La chute imminente d’Assad a déjà souvent été faussement proclamée, surtout par les néocons qui ne peuvent pas le sentir. Mais les dernières avancées d’al-Qaida sont très préoccupantes et, à moins que la situation sur le terrain ne change rapidement, alors les jours restants du gouvernement laïc de Damas sont comptés.
Les islamistes seraient déjà sur Damas si le parlement britannique avait voté pour un bombardement de la Syrie en 2013, comme le souhaitaient les néocons. «Si David Cameron avait obtenu ce qu’il demandait, les jihadistes contrôleraient Damas maintenant, a écrit Peter Ford, ancien ambassadeur britannique en Syrie, dans une violente critique de la politique britannique en Syrie éditée par The Guardian. En appeler au renversement du gouvernement laïc syrien, le diaboliser de manière outrageuse, prédire sa chute prochaine comme Cameron et (le ministre des Affaires étrangères) Hague l’ont fait en 2012 et 2013, pour ensuite gémir qu’ils n’y étaient pour rien quand les musulmans britanniques sont partis là bas pour se rallier aux jihadistes est un non-sens total», a déclaré l’ambassadeur.

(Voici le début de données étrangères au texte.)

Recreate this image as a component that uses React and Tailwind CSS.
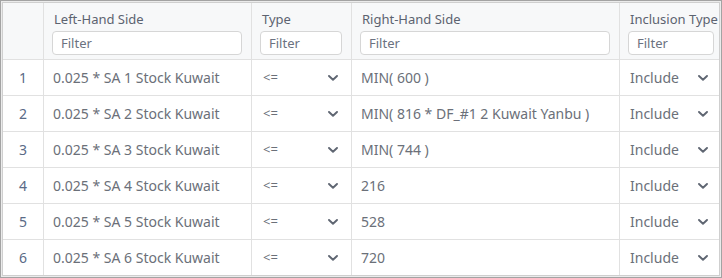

Cette approche est effectivement un non-sens, mais seulement si l’on prend pour argent comptant les déclarations des responsables politiques qui prétendent faire une guerre implacable à al-Qaida. En réalité leur guerre est loin d’être implacable. Si elle devait l’être, alors les dirigeants occidentaux devraient travailler main dans la main avec Assad contre les jihadistes et non pas le contraire comme ils le font actuellement.
Le fait qu’ils ne semblent pas du tout préoccupés par les récentes avancées d’al-Qaida en Syrie démontre, une fois de plus, que ce n’est pas l’islamisme radical qui inquiète l’Occident, mais un gouvernement laïc, indépendant, qui ne veut simplement pas courber l’échine devant le lobby de la guerre sans fin.